→ **WRITTEN PROBLEM**
Could you copy every line from the material below in which "this" appears?

→ **SUPPLIED MATERIAL**
:::

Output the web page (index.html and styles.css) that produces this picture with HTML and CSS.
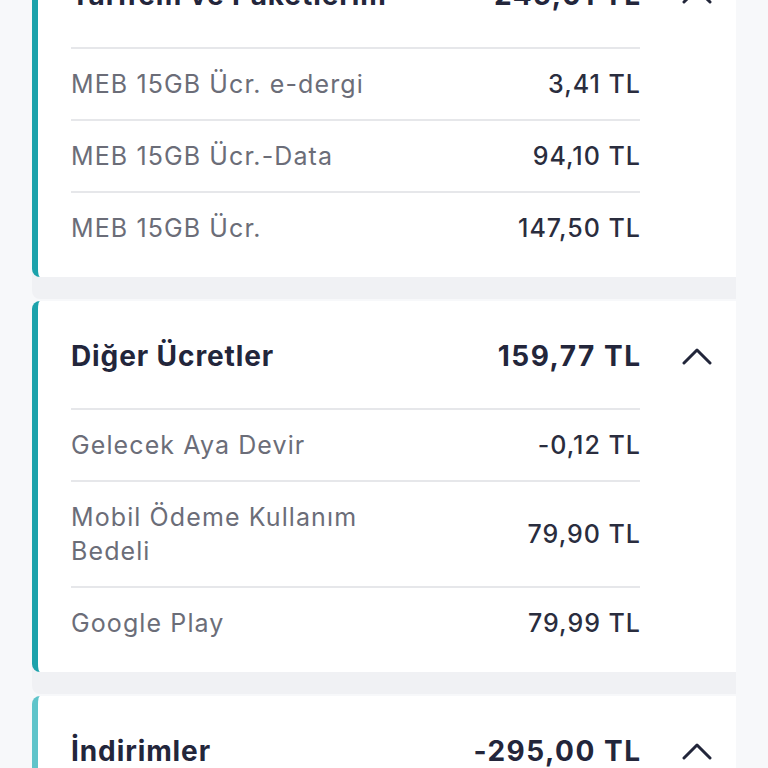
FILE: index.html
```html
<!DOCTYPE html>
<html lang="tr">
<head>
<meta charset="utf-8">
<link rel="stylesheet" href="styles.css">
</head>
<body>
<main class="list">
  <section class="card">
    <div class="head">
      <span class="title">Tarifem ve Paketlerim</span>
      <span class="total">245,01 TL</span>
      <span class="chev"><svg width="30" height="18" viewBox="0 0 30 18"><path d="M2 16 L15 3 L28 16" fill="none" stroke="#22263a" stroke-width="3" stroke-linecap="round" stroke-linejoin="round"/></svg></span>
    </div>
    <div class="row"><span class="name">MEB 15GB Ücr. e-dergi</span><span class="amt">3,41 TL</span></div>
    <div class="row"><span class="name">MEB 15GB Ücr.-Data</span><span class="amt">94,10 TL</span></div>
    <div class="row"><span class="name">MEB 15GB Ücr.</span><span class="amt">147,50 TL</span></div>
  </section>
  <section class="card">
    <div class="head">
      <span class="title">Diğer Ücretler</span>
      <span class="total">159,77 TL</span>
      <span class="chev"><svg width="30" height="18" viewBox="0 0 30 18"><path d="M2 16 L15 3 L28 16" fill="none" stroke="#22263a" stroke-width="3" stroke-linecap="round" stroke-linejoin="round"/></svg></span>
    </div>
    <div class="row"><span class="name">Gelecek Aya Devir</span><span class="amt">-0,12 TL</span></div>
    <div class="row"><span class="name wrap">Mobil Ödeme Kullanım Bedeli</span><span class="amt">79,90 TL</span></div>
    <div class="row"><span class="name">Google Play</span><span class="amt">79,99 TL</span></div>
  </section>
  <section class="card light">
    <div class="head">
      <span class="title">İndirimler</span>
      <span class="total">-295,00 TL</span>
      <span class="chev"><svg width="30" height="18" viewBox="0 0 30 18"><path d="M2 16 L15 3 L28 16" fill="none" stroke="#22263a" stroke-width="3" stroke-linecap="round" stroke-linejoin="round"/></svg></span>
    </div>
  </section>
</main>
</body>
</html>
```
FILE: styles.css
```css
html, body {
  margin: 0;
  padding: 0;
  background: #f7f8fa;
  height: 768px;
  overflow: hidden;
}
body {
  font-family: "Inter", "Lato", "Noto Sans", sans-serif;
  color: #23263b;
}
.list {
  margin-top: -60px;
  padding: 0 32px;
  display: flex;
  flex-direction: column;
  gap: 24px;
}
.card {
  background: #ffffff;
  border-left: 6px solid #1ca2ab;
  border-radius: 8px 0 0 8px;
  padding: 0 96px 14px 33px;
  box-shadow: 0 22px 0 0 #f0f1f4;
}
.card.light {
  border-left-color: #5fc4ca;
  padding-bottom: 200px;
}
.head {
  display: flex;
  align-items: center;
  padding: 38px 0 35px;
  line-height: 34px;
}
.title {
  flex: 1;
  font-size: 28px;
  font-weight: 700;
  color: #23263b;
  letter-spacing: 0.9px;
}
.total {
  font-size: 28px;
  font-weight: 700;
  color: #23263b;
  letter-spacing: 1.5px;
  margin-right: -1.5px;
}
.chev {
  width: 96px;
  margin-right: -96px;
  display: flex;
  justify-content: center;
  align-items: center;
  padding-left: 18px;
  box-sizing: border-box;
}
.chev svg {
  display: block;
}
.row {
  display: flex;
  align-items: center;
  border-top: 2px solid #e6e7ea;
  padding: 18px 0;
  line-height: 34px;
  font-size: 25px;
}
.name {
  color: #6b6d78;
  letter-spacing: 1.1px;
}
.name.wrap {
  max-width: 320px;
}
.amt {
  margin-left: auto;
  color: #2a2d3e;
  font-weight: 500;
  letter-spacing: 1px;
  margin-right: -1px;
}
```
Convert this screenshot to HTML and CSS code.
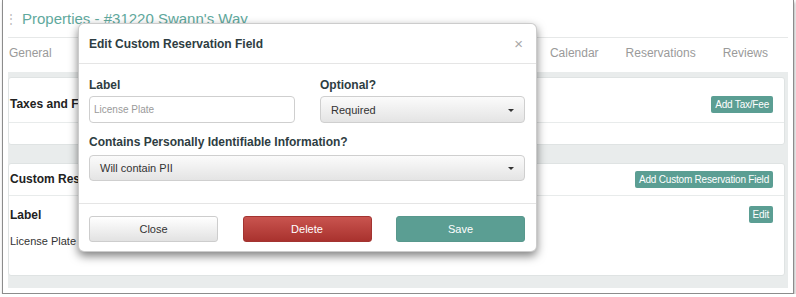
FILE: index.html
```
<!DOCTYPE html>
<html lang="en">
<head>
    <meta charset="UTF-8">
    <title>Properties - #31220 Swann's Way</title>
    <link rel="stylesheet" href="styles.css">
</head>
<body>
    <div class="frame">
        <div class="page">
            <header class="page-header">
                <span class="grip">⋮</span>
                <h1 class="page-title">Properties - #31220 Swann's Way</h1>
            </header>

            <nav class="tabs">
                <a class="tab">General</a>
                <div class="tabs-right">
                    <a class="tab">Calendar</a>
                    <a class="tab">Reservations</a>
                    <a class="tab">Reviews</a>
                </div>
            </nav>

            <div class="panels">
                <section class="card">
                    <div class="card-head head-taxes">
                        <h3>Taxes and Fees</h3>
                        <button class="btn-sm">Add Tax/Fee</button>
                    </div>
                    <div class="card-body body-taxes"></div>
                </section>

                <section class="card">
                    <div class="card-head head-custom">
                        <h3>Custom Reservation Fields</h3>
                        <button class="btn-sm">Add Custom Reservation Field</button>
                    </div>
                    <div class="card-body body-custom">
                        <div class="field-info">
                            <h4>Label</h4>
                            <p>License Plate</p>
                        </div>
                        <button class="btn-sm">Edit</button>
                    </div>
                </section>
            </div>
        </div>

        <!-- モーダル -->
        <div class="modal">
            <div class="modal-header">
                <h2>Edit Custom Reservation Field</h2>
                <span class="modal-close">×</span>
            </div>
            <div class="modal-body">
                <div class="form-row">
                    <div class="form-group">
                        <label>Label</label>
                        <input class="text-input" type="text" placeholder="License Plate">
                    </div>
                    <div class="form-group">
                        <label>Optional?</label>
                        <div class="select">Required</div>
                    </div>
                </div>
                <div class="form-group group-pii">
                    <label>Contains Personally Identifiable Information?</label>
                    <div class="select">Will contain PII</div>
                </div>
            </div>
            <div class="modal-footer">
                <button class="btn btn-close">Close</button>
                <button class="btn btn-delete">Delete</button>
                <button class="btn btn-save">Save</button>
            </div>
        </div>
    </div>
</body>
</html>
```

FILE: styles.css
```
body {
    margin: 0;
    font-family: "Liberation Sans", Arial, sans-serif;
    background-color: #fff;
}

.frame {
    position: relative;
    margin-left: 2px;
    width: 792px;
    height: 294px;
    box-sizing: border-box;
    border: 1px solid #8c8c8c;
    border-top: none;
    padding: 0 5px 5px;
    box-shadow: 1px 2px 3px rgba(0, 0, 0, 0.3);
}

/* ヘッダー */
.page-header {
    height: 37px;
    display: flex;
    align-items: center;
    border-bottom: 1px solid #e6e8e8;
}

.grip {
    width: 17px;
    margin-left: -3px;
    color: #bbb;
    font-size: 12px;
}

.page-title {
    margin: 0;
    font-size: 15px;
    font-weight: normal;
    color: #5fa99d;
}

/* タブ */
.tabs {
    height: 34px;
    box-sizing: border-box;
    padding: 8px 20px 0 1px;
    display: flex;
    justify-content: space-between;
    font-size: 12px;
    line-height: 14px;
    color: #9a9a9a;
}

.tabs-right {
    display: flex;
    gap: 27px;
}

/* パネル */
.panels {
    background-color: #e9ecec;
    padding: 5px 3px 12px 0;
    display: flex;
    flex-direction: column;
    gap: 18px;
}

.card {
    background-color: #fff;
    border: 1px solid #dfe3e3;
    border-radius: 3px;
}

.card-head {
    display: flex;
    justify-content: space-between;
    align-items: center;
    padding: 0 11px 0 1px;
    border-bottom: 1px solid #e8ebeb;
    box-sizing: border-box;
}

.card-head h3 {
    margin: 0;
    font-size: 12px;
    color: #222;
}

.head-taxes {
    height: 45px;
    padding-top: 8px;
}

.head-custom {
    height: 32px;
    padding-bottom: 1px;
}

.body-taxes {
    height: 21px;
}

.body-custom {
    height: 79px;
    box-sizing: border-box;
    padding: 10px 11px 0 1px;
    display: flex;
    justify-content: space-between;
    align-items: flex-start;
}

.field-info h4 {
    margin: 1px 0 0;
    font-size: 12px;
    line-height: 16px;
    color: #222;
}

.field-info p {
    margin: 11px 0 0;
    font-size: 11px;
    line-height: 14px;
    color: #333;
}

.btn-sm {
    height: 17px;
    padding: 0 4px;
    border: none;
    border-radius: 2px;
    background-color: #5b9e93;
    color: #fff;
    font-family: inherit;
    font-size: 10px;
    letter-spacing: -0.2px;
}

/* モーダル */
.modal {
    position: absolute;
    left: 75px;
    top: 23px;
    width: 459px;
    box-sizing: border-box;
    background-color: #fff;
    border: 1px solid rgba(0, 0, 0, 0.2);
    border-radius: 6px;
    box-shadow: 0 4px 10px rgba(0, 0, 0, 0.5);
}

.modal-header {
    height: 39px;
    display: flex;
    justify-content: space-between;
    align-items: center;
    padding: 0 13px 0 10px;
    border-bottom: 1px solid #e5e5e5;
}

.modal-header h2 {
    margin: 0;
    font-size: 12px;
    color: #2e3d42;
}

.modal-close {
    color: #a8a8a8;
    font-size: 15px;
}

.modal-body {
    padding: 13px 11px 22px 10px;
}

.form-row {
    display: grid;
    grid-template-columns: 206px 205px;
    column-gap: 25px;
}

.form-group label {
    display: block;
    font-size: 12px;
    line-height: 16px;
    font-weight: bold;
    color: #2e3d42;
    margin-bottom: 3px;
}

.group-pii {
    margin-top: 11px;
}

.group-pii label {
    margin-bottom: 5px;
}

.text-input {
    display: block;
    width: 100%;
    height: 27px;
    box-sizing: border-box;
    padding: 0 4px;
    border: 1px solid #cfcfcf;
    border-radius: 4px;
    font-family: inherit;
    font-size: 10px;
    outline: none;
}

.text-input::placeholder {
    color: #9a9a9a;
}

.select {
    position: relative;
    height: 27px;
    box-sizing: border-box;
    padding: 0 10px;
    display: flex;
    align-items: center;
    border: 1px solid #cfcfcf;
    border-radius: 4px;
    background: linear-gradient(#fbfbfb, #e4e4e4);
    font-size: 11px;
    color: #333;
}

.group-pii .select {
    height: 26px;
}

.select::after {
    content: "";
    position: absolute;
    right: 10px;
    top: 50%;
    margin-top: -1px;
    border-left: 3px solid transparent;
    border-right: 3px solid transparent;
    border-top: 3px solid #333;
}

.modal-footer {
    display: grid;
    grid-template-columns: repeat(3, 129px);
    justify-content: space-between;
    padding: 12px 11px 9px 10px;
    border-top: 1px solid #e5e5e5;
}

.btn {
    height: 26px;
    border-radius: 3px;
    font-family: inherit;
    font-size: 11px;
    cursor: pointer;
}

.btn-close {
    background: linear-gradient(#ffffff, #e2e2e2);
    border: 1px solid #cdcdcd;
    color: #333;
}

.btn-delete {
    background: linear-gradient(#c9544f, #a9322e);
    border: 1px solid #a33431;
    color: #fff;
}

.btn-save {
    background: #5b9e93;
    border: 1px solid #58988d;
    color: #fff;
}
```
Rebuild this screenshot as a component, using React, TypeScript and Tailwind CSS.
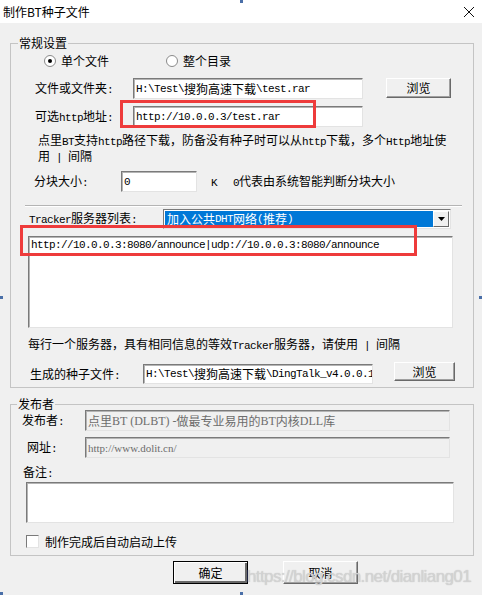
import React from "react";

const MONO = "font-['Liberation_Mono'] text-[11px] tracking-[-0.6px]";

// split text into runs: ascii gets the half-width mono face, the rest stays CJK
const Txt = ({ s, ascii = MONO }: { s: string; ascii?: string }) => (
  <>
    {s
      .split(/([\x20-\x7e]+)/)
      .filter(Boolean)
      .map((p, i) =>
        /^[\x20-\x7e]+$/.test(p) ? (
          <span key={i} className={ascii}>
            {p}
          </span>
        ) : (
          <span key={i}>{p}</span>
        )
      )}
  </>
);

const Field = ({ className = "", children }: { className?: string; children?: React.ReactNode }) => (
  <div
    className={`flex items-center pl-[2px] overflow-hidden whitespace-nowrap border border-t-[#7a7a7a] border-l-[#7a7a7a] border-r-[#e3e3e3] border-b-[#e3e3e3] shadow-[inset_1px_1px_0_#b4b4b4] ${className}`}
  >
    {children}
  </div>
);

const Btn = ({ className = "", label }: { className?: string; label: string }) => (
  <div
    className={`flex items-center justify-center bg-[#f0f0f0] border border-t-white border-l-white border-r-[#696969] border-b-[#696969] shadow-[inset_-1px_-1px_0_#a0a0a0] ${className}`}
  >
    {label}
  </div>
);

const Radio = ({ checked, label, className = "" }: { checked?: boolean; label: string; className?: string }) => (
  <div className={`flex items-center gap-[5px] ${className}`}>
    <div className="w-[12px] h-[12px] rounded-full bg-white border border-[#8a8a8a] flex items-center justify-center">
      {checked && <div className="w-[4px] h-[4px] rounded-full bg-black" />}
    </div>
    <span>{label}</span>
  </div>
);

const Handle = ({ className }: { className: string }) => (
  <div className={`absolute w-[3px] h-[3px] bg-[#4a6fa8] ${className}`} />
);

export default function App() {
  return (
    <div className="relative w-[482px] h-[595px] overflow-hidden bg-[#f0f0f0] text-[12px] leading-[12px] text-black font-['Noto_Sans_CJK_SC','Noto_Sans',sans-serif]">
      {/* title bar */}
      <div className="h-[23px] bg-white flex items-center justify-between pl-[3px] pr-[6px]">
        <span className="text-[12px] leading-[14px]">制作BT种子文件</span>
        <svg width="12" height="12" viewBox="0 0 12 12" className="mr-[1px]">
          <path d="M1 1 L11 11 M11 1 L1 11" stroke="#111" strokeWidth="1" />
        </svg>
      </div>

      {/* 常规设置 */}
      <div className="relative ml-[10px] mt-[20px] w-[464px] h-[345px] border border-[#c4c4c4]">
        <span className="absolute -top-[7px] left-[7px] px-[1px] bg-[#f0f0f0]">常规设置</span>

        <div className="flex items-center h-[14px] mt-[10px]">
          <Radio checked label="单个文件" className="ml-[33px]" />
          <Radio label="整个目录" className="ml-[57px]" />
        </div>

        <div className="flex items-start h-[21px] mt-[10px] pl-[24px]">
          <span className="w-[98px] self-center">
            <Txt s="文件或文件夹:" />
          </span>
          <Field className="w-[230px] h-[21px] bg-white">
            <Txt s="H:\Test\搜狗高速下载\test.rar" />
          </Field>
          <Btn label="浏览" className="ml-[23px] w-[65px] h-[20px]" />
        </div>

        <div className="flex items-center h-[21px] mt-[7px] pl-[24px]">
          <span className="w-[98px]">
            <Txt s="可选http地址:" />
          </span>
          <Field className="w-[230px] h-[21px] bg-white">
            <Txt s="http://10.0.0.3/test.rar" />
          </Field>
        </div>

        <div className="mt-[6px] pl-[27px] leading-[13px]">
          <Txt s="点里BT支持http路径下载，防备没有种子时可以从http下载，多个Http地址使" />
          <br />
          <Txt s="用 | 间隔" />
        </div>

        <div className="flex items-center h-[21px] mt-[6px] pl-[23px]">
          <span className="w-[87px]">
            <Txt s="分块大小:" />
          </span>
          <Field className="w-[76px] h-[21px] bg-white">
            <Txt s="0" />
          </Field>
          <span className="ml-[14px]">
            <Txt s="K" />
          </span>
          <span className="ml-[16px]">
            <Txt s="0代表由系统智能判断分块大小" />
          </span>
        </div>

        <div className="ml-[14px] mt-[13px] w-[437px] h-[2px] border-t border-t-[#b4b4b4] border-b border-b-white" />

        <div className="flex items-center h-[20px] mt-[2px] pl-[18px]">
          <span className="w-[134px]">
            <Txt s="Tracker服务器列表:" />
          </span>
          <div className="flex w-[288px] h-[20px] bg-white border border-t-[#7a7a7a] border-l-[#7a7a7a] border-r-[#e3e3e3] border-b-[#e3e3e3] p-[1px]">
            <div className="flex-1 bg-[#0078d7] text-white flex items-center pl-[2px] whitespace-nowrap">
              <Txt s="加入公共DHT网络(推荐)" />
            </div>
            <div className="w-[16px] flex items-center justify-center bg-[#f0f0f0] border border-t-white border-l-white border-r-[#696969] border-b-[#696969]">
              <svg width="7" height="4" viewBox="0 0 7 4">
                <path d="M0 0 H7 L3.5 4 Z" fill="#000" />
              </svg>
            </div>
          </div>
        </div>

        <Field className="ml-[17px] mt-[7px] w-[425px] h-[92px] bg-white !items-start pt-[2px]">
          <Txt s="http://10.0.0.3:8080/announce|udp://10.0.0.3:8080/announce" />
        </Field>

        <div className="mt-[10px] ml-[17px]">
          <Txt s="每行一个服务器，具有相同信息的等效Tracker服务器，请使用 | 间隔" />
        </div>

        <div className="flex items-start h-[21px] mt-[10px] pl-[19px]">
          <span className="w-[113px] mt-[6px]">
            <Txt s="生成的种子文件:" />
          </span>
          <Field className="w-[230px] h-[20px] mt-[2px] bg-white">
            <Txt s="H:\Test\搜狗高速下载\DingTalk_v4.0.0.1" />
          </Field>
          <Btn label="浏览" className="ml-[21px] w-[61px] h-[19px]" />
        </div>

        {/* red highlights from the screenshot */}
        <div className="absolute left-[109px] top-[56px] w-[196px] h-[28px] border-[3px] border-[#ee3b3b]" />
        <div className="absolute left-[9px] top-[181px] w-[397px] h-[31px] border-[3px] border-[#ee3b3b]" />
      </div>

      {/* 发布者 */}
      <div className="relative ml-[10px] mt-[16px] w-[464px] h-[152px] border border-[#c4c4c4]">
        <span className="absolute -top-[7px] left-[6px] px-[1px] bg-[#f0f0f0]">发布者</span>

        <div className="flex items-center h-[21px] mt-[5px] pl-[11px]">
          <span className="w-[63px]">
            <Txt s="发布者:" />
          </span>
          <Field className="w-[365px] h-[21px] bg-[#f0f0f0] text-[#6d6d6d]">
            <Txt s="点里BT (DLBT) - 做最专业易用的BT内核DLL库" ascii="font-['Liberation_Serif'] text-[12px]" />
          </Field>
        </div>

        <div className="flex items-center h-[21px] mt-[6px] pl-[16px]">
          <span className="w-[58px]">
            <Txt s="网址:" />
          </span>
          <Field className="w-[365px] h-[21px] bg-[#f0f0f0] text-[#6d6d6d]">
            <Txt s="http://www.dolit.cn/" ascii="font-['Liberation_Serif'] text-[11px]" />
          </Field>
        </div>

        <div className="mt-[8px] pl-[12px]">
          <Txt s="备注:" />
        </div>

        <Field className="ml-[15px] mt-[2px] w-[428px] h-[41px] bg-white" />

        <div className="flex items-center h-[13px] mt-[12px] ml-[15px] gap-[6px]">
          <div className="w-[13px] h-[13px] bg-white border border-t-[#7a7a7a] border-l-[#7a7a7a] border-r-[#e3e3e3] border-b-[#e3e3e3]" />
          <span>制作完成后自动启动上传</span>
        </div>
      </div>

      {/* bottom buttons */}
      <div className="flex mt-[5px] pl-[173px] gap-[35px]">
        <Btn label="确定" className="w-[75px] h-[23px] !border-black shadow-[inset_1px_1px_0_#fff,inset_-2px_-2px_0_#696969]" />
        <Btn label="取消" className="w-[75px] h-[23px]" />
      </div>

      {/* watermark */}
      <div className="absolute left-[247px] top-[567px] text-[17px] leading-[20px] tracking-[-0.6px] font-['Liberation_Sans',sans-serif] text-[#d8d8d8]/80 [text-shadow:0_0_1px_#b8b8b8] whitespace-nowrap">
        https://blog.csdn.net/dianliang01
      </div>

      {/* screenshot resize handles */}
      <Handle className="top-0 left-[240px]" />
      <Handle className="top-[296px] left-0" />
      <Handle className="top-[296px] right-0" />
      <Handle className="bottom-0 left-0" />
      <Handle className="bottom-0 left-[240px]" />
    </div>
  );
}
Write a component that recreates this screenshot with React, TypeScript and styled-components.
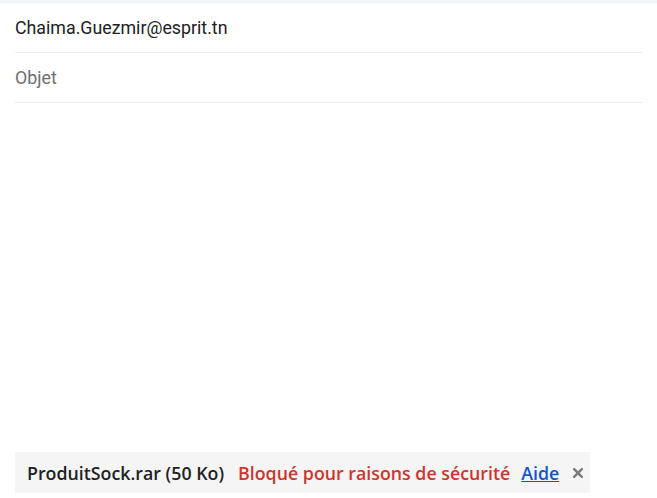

:::

→ **FULL RESPONSE**
Output the web page (index.html and styles.css) that produces this picture with HTML and CSS.
Convert this screenshot to HTML and CSS code.
Rebuild this screenshot as a component, using React, TypeScript and Tailwind CSS.
Write a component that recreates this screenshot with React, TypeScript and styled-components.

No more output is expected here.